Free labor mobility is an EU policy statement, not a fact on the ground: A number of EU policies are rather passive -- legal arrangements with limited active promotion or agency -- and this is particularly true where conflict with country-specific laws and practices are common; e.g., immigration policy.

Thus some country-specific barriers continue to this day, usually oriented to long-term labor agreements particularly in the original EU-8, but each country still has its own immigration policies regardless. Possibly even more significant however are the barriers of language, culture, family and uncertainty; moving from Portugal to Germany is not like moving from New Mexico to New York.

There is also the problem of brain drain: Highly skilled labor immigration is promoted by wealthier countries but this can have a negative impact on the productivity of the less wealthy source country which must expend wealth to keep that labor at home. Highly productive, wealthier countries such as Germany are a deflationary pressure on weaker member states.

Shorter version: Functional labor mobility in the EU is relatively low and both EU administration and the central bank are aware of it; e.g., http://tinyurl.com/297xjk7 , http://tinyurl.com/26rwkfq

Spain could really stand as the exemplar of the problem: Economic policies were nowhere near as extravagant as Greece's and its debt/GDP ratio is (or was) at reasonable levels, quite a bit better than the US's the last time I looked at least, but the deflation of its real estate bubble promoted in part by Euro's from Germany has left it with too many highly paid construction workers unwilling or unable to find work in other countries and too many suppliers unable to gain export advantage.

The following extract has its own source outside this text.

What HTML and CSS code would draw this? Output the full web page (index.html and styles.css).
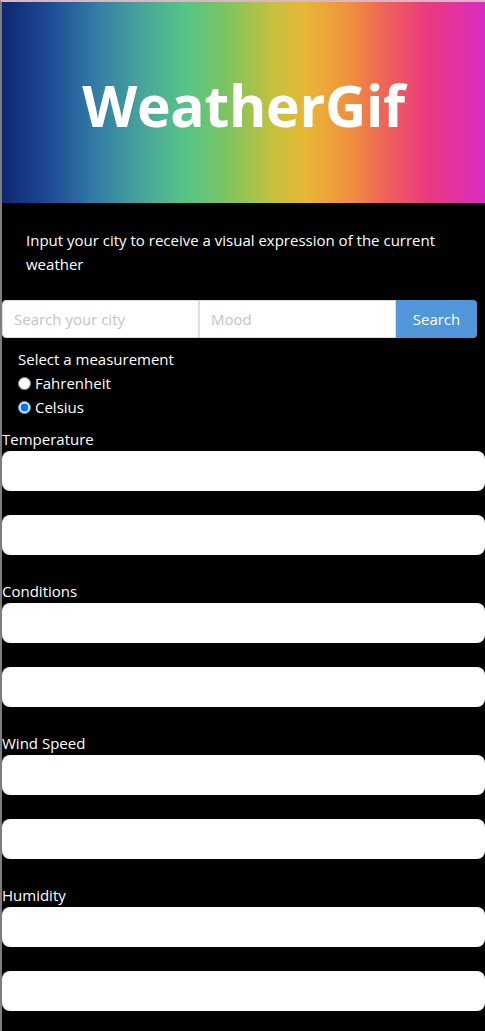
FILE: index.html
```html
<!DOCTYPE html>
<html lang="en">
<head>
<meta charset="utf-8">
<title>WeatherGif</title>
<link rel="stylesheet" href="styles.css">
</head>
<body>
<div class="page">
  <header class="hero">
    <h1 class="hero-title">WeatherGif</h1>
  </header>
  <p class="intro">Input your city to receive a visual expression of the current weather</p>
  <form class="search">
    <input class="search-input" type="text" placeholder="Search your city">
    <input class="search-input mood" type="text" placeholder="Mood">
    <button class="search-btn" type="button">Search</button>
  </form>
  <div class="units">
    <div class="units-title">Select a measurement</div>
    <label class="unit"><input type="radio" name="unit"> Fahrenheit</label>
    <label class="unit"><input type="radio" name="unit" checked> Celsius</label>
  </div>
  <section class="stat">
    <div class="stat-label">Temperature</div>
    <div class="stat-box"></div>
    <div class="stat-box"></div>
  </section>
  <section class="stat">
    <div class="stat-label">Conditions</div>
    <div class="stat-box"></div>
    <div class="stat-box"></div>
  </section>
  <section class="stat">
    <div class="stat-label">Wind Speed</div>
    <div class="stat-box"></div>
    <div class="stat-box"></div>
  </section>
  <section class="stat">
    <div class="stat-label">Humidity</div>
    <div class="stat-box"></div>
    <div class="stat-box"></div>
  </section>
</div>
</body>
</html>
```

FILE: styles.css
```css
html, body {
  margin: 0;
  padding: 0;
  background: #000;
}
body {
  font-family: "Open Sans", "Noto Sans", sans-serif;
  color: #fff;
  border-top: 2px solid #dcb6c6;
  border-left: 2px solid #7d7d7d;
  min-height: 1029px;
}
.page {
  display: flex;
  flex-direction: column;
}
.hero {
  height: 201px;
  display: flex;
  align-items: center;
  justify-content: center;
  background: linear-gradient(90deg,
    #0f2670 0%,
    #1e4c96 10%,
    #337fa6 20%,
    #4aa898 30%,
    #55c487 38%,
    #80c45f 47%,
    #c3c13e 56%,
    #e8b735 63%,
    #f0903d 72%,
    #ee5f5a 80%,
    #ec3a7e 88%,
    #d92cc2 100%);
}
.hero-title {
  margin: 6px 0 0 0;
  font-size: 57px;
  font-weight: 700;
  letter-spacing: -0.3px;
  color: #fff;
  line-height: 1;
}
.intro {
  margin: 25px 24px 24px 24px;
  font-size: 15px;
  line-height: 24px;
}
.search {
  display: flex;
  width: 475px;
  height: 38px;
  margin: 0;
}
.search-input {
  width: 197px;
  min-width: 0;
  flex: 0 0 197px;
  box-sizing: border-box;
  height: 38px;
  border: 1px solid #ddd;
  background: #fff;
  font-family: inherit;
  font-size: 15px;
  padding: 0 11px;
  margin: 0;
  outline: none;
  border-radius: 4px 0 0 4px;
}
.search-input.mood {
  border-left: 1px solid #e2e2e2;
  border-radius: 0;
}
.search-input::placeholder {
  color: #c4c4c4;
}
.search-btn {
  flex: 1;
  min-width: 0;
  height: 38px;
  border: none;
  margin: 0;
  padding: 0;
  background: #5096d9;
  color: #fff;
  font-family: inherit;
  font-size: 15px;
  border-radius: 0 4px 4px 0;
}
.units {
  padding: 9px 0 0 16px;
  font-size: 15px;
  line-height: 24px;
}
.unit {
  display: flex;
  align-items: center;
  gap: 4px;
}
.unit input {
  margin: 0;
  width: 13px;
  height: 13px;
}
.stat {
  display: flex;
  flex-direction: column;
  gap: 24px;
  margin-top: 8px;
}
.stat + .stat {
  margin-top: 24px;
}
.stat-label {
  font-size: 15px;
  line-height: 24px;
  margin-bottom: -24px;
}
.stat-box {
  height: 40px;
  background: #fff;
  border-radius: 8px;
}
```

Bottom line, low levels of labor mobility and an inability to depreciate currency leave only one avenue for EU countries in economic contraction: Cut. The size of their economies is not the critical factor -- that is a risk that can be assessed -- the strength of the EU agreement and its ability to respond to crisis is the primary source of uncertainty here. JMO

Market seems calmer this morning but it is clear a lot of folks are sitting on hair triggers.

Anonymous said...

Club Med, very funny. It's easy enough to avoid Euroland, but the problem is that when Greece sneezes, the whole world gets sick. Dubai passed quietly enough, but there weren't a whole lot of places to hide yesterday.

Roger Nusbaum said...

I would pay more attention to avoiding a fundamental link than trying to avoid a quick panic.

Anonymous said...

Thanks RW, I knew I'd get some great analysis here.

My on-the-ground experience does give some weight to workers moving between the EU members, more so than in the past as workers from the new states find they can earn a better living elsewhere, but I'm only talking in random samplings I've personally taken on visiting many of the newer states, plus various reports I've read through the media.

Not scientific or a basis for any important decision, I grant you.

Personally, being UK-based, I am of the opinion that substantial cuts in government budgets are drastically needed in most of the European budgets - the European Socialist experiment has run its course and been found wanting. Private enterprise must be allowed to tender contracts and provide alternatives for many of the bloated, out-dated, bureaucracy-laden industries still, amazingly, surviving in the post-Cold War environment we live in today.

Not to mention, amongst others, the EU agricultural budget.

As an 'experiment' the EU is too important to relinquish with the appearance of the odd challenge - I'm not convinced it will founder on the rocks of one or more small members' bad debts. Without it what chance Germany, France, Italy, the UK etc etc..

RW said...

Anon 7:33/11:15,
Agreed, there are a number of EU states who have rather clearly been living beyond their level of their productivity. Some of this was cultural -- e.g., the kind of citizen commitment to a policy direction in a Netherlands or Germany (or a Sweden) for example is not a sociopolitical feature of states such as Greece -- democratic socialism is not for everyone, at least at the level some states practiced it.

But I suspect some of the problem was related to the EU "cohesion" policy which economically supported less productive countries when they joined the EU in the expectation their inflation rates would eventually "converge" with the more stable northern European entities. Support can become habit forming and the EU may have attempted expansion too quickly there.

I suspect labor mobility is better these days too, didn't mean to imply it was restricted so much as currently insufficient to the task of rebalancing regional economic differences and capital flows. Certainly don't think the EU will dissolve even if things become far worse; that would really be jumping from the frying pan into the fire.

But I am focusing on Euribor and Eonia right now (and TED spread as always; I'm US-based) because I think a spike in those rates would suggest that the European system of sovereign guarantees is coming under pressure; e.g., if there is a perception of more credit risk in interbank lending, the ECB could lose control of short-term interest rates.

That could easily lead to a reprise of the kind of credit panic we went through in 2007/08, a reprise whose probability remains in the tail no doubt but I believe the tail is becoming fatter.

Good chat; I'm off.

Anonymous said...

"Everything I Ever Needed To Know I Learned in Kindergarden"

Goldman are kids running wild in the candy store - always have been.

They need a parent to tell them Right from Wrong and what ethics are. Hence the need for strict regulation.

Anonymous said...

Perhaps with the free world in economic turmoil, the acceptance of a dictator to "control" things may ring out.